Asked in a 1970 Globe interview why he was running for Congress, Father Drinan answered with a series of questions. "Why? Why not? Jesuit priests always have been avant-garde. Right?"
His candidacy drew nationwide attention. The conservative columnist William F. Buckley Jr. called Father Drinan "the greatest threat to orderly thought since Eleanor Roosevelt left this vale of tears." He won a three-way race in November by 3000 votes.
Also elected to Congress in 1970 were such vehemently antiwar Democrats as Ron Dellums of California and Bella Abzug of New York. Yet Father Drinan drew particular attention. In January 1974, George H..W. Bush, who was then Republican Party chairman, said there wasn't another congressman whose defeat he more strongly hoped for than Father Drinan's.
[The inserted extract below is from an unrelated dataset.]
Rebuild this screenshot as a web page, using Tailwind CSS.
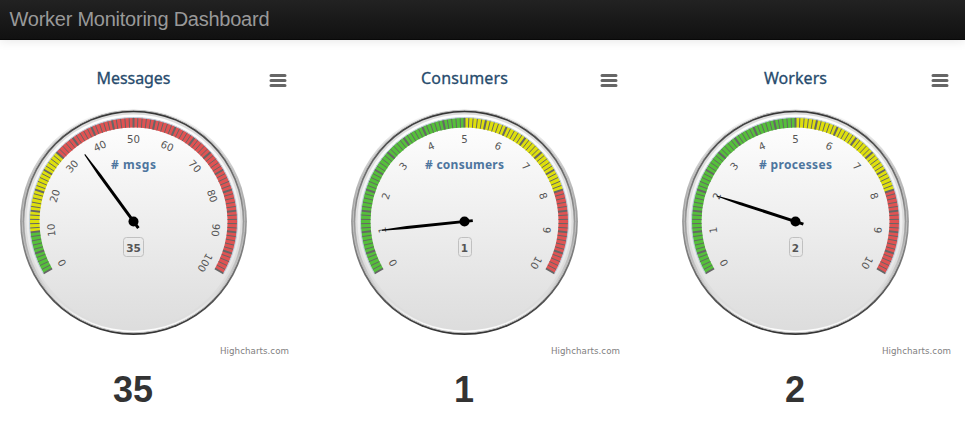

He promised a major GOP drive to unseat him. None materialized.
After leaving Congress, Father Drinan returned to academe, teaching international human rights, legal ethics, and constitutional law at Georgetown Law School. He published ''Can God and Caesar Coexist? Balancing Religious Freedom and International Law'' (2005).
In addition to keeping up a heavy schedule of speeches and writing, Father Drinan served on the board of Common Cause, the citizens lobbying group, and spent two terms as president of the liberal organization Americans for Democratic Action (during each of his five terms he'd received a 100 percent rating from ADA). While in Congress, he had been a founder of the National Interreligious Task Force for Soviet Jewry (Father Drinan was a strong supporter of Soviet Jews seeking emigration). He also served on the board of Bread for the World, an organization dedicated to feeding the hungry. In a 1992 Globe interview, Father Drinan called ending world hunger his "number one passion"
In that interview, Father Drinan was asked what he felt about the Vatican's forcing him to choose between the clergy and Congress.
"History will have to judge whether or not that was a wise decision," he said.